Perderam os que superestimaram e apostaram em efeitos imediatos do
julgamento no Supremo Tribunal Federal.
O chamado "mensalão" é um conjunto de fatos objetivos. De
fatos graves, ou gravíssimos.
Mas não funcionou magnificar o “mensalão” ainda mais. Não funcionou
fazer de conta que o "mensalão" é caso único e isolado na vida
político-partidária brasileira.
O Brasil tem hoje 80 milhões de usuários na internet e 50 milhões usam
redes sociais no cotidiano.
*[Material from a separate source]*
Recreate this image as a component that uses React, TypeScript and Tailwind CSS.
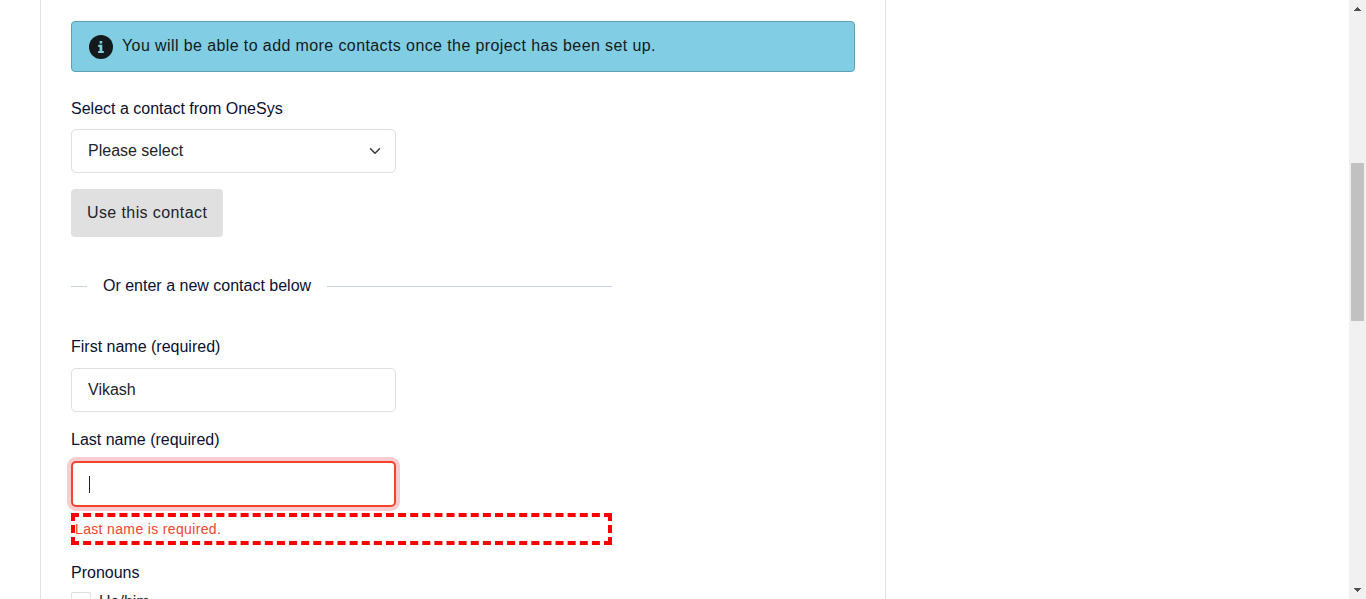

Portanto, milhões e milhões de pessoas ouvem falar
de outros escândalos, alguns monumentais. Esses escândalos não chegam às
manchetes. Muitas vezes mal são noticiados, ou, nem são noticiados na chamada
grande mídia. É como se tais escândalos não existissem.
Talvez por isso, mesmo com a gravidade do caso "mensalão", 20%
dos eleitores do Brasil se abstiveram; em São Paulo, incluídos os nulos, o
número bate nos 30%.
É muito, pode ser mesmo significativo de algo, mas quem é do ramo, como
José Roberto de Toledo, de O Estado de S.Paulo, recomenda cautela: tais números
precisam ser revistos à luz de uma atualização de cadastros; entre mortos e
etc., a conta pode não ser exatamente esta.
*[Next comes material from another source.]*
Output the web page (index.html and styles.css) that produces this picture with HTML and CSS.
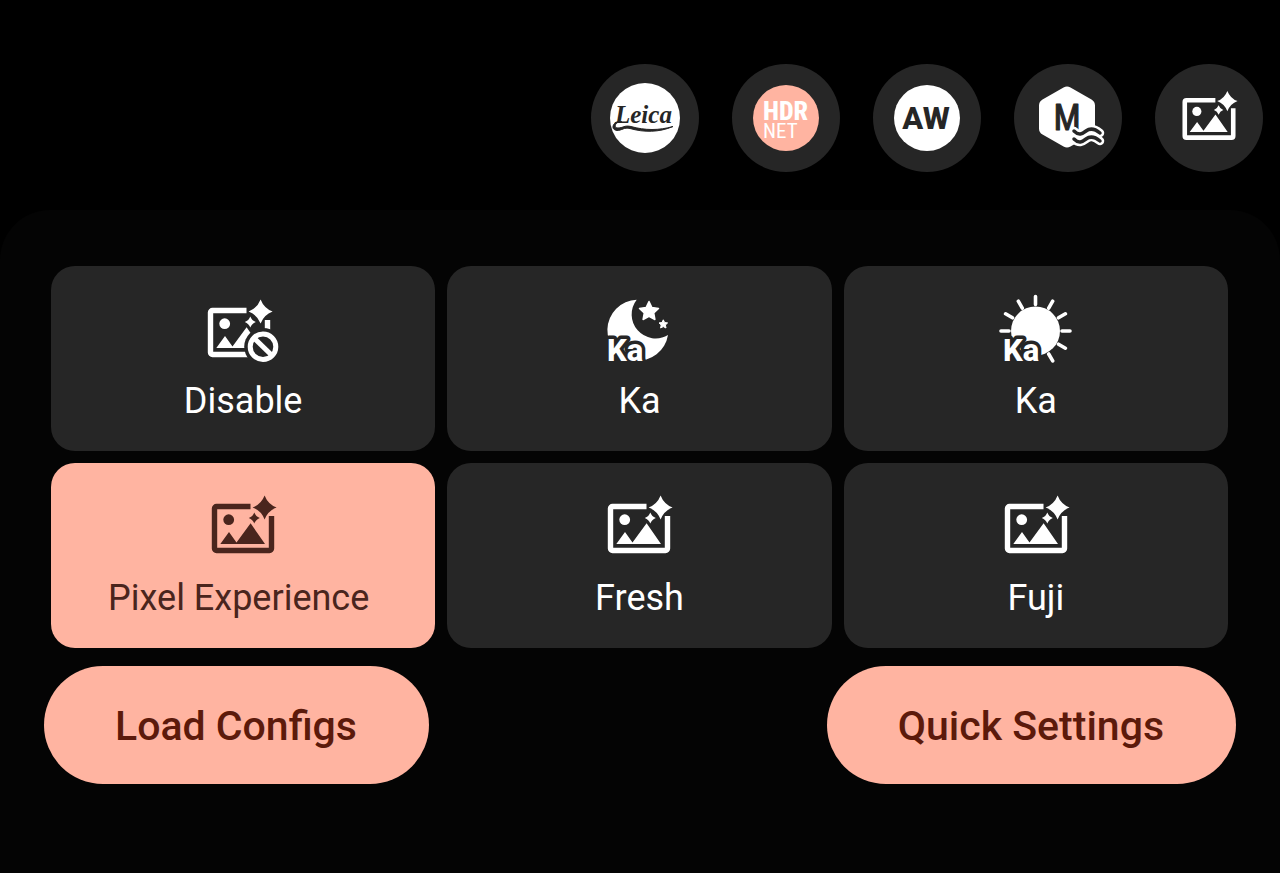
FILE: index.html
```html
<!DOCTYPE html>
<html lang="en">
<head>
  <meta charset="UTF-8">
  <meta name="viewport" content="width=device-width, initial-scale=1">
  <title>Camera Configs</title>
  <link rel="stylesheet" href="styles.css">
</head>
<body>
  <svg class="defs" aria-hidden="true">
    <symbol id="picture" viewBox="0 0 80 76">
      <path d="M47.5 16.5h-34a2 2 0 0 0-2 2v40a2 2 0 0 0 2 2h53a2 2 0 0 0 2-2V26" fill="none" stroke="currentColor" stroke-width="5.4"/>
      <circle cx="25.7" cy="29.7" r="5.4"/>
      <path d="M17.3 54 26 42l7.5 10.5L47.6 33.3 62 54z"/>
      <path d="M61.6 5.5q3.4 8.8 12 12-8.6 3.2-12 12-3.4-8.8-12-12 8.6-3.2 12-12z"/>
      <path d="M51.3 22.5q1.5 4 5.5 5.5-4 1.5-5.5 5.5-1.5-4-5.5-5.5 4-1.5 5.5-5.5z"/>
    </symbol>
  </svg>

  <div class="toolbar">
    <button class="round" aria-label="Leica">
      <svg class="badge" viewBox="0 0 80 80">
        <circle cx="40" cy="40" r="35" fill="#fff"/>
        <text class="leica" x="10" y="45">Leica</text>
        <path d="M17 44c-7-1-9 6-4 6 5 0 6-3 13-1.5 14 4 28 4 42 0-14 6-29 6-43 2-6-1.5-8 2-13 2-8-1-3-11 5-8.5z" fill="#262626" stroke="#262626"/>
      </svg>
    </button>
    <button class="round" aria-label="HDR NET">
      <svg class="badge" viewBox="0 0 80 80">
        <circle cx="40" cy="40" r="33" fill="#ffb4a1"/>
        <text class="hdr">
          <tspan x="17" y="42">HDR</tspan>
          <tspan class="net" x="17" y="60">NET</tspan>
        </text>
      </svg>
    </button>
    <button class="round" aria-label="AW">
      <svg class="badge" viewBox="0 0 80 80">
        <circle cx="40" cy="40" r="33" fill="#fff"/>
        <text class="aw" x="39" y="51" text-anchor="middle">AW</text>
      </svg>
    </button>
    <button class="round" aria-label="M waves">
      <svg class="badge" viewBox="0 0 80 80">
        <path d="M39 15.5 60 27.5v23L39 62.5 18 50.5v-23z" fill="#fff" stroke="#fff" stroke-width="14" stroke-linejoin="round"/>
        <text class="mono" x="39" y="52" text-anchor="middle">M</text>
        <g fill="none" stroke-linecap="round" stroke-linejoin="round">
          <path d="M46 53c5 5 8 3 12 0s8-3 14 2M46 61c5 5 8 3 12 0s8-3 14 2" stroke="#fff" stroke-width="8.5"/>
          <path d="M46 53c5 5 8 3 12 0s8-3 14 2M46 61c5 5 8 3 12 0s8-3 14 2" stroke="#262626" stroke-width="3.5"/>
        </g>
      </svg>
    </button>
    <button class="round" aria-label="Picture style">
      <svg class="small-icon"><use href="#picture"/></svg>
    </button>
  </div>

  <main class="panel">
    <div class="grid">
      <button class="tile">
        <svg class="icon" viewBox="0 0 80 76">
          <mask id="cut">
            <rect width="80" height="76" fill="#fff"/>
            <circle cx="60" cy="53.7" r="18.8" fill="#000"/>
          </mask>
          <g mask="url(#cut)"><use href="#picture" x="-4" y="1" width="80" height="76"/></g>
          <circle cx="60" cy="53.7" r="12.8" fill="none" stroke="currentColor" stroke-width="5"/>
          <path d="m51 45 18 17.5" stroke="currentColor" stroke-width="5"/>
        </svg>
        <span>Disable</span>
      </button>
      <button class="tile">
        <svg class="icon" viewBox="0 0 80 76">
          <path d="M37.7 6.7A24 24 0 0 0 69 42 30.5 30.5 0 1 1 37.7 6.7z"/>
          <path d="m50 8.5 2.9 6 6.6.9-4.8 4.6 1.2 6.5-5.9-3.1-5.9 3.1 1.2-6.5-4.8-4.6 6.6-.9z" stroke="currentColor" stroke-width="1.5" stroke-linejoin="round"/>
          <path d="m64.3 26.8 1.3 2.7 3 .4-2.2 2.1.6 3-2.7-1.4-2.7 1.4.6-3-2.2-2.1 3-.4z" stroke="currentColor" stroke-linejoin="round"/>
          <text class="ka-halo" x="8" y="68">Ka</text>
        </svg>
        <span>Ka</span>
      </button>
      <button class="tile">
        <svg class="icon" viewBox="0 0 80 76">
          <circle cx="39.5" cy="38" r="24.5"/>
          <path d="M39.5 3.5v8M56.7 8.2l-4 6.9M69.4 20.8l-6.9 4M74 38h-8M69.4 55.2l-6.9-4M56.7 67.9l-4-6.9M5 38h8M9.6 20.8l6.9 4M22.3 8.2l4 6.9" stroke="currentColor" stroke-width="3.6" stroke-linecap="round"/>
          <text class="ka-halo" x="7" y="68">Ka</text>
        </svg>
        <span>Ka</span>
      </button>
      <button class="tile active">
        <svg class="icon"><use href="#picture"/></svg>
        <span>Pixel Experience&nbsp;</span>
      </button>
      <button class="tile">
        <svg class="icon"><use href="#picture"/></svg>
        <span>Fresh</span>
      </button>
      <button class="tile">
        <svg class="icon"><use href="#picture"/></svg>
        <span>Fuji</span>
      </button>
    </div>
    <div class="actions">
      <button class="pill">Load Configs</button>
      <button class="pill">Quick Settings</button>
    </div>
  </main>
</body>
</html>
```
FILE: styles.css
```css
* { box-sizing: border-box; }
body { margin: 0; min-height: 100vh; display: flex; flex-direction: column; background: #000; font-family: Roboto, sans-serif; }
button { border: 0; padding: 0; font-family: inherit; cursor: pointer; }
svg { display: block; fill: currentColor; }
.defs { position: absolute; width: 0; height: 0; }

.toolbar { display: flex; justify-content: flex-end; gap: 33px; padding: 64px 17px 38px; }
.round { width: 108px; height: 108px; border-radius: 50%; background: #262626; color: #fff; display: flex; align-items: center; justify-content: center; }
.badge { width: 80px; height: 80px; }
.small-icon { width: 68px; height: 65px; }
.leica { font: italic bold 25px "Liberation Serif", serif; fill: #262626; }
.hdr { font-family: "Roboto Condensed", Roboto, sans-serif; font-size: 26px; font-weight: 800; fill: #fff; }
.net { font-size: 21px; font-weight: 400; }
.aw { font-size: 31px; font-weight: 800; fill: #262626; }
.mono { font-family: "Roboto Condensed", Roboto, sans-serif; font-size: 36px; font-weight: 400; fill: #262626; stroke: #262626; stroke-width: 1px; stroke-linejoin: round; }

.panel { flex: 1; padding: 56px 44px 88px; border-radius: 50px 50px 0 0; background: #040404; }
.grid { display: grid; grid-template-columns: repeat(3, 1fr); gap: 12px; padding: 0 8px 0 7px; }
.tile { height: 185px; padding-top: 27px; border-radius: 24px; background: #262626; color: #fff; display: flex; flex-direction: column; align-items: center; font-size: 36px; font-weight: 400; line-height: 44px; }
.tile span { margin-top: 10px; }
.icon { width: 80px; height: 76px; }
.active { background: #ffb4a1; color: #4a251d; }
.ka-halo { font-size: 31px; font-weight: 800; stroke: #262626; stroke-width: 7px; stroke-linejoin: round; paint-order: stroke; }

.actions { display: flex; justify-content: space-between; margin-top: 18px; }
.pill { height: 118px; padding: 2px 72px 0 71px; border-radius: 59px; background: #ffb4a1; color: #5c1a0b; font-size: 41px; font-weight: 500; }
```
Mas, fato objetivo, o “mensalão” não deu a vitória para quem se valeu do
julgamento como arma e discurso principal na campanha.
O porque desse descompasso entre uma causa, “o mensalão”, e o que tantos
buscaram, os efeitos imediatos, para esta eleição, é coisa para pesquisadores,
sociólogos e demais "ólogos". Mas cabem alguns raciocínios mais
simples.
Por exemplo: das 5.556 cidades do Brasil, 70% têm menos de 20 mil
habitantes (com 17% do eleitorado). Seus moradores, portanto, conhecem, sabem
“quem leva" e "quem não leva". E sabem que o "levar"
é, infelizmente, multipartidário.
O mesmo sabem moradores de milhares de cidades com dimensões que ainda
permitem saber quem é quem. Ou, “quem leva” e “quem não leva”. Talvez por isso
o ex-governador de São Paulo Claudio Lembo (PSD) – que não é um perigoso
esquerdista – tenha feito uma importante, intrigante pergunta depois da
eleição:
- Os brasileiros estão afastados dos valores éticos, ou os eleitores se
consideraram manipulados pelos mecanismos (os meios) de informação?
Diante do que se viu, se leu e se ouviu antes e durante as eleições,
cabe uma constatação: em muitas porções do Brasil, e mais uma vez, a opinião
pública derrotou a opinião publicada.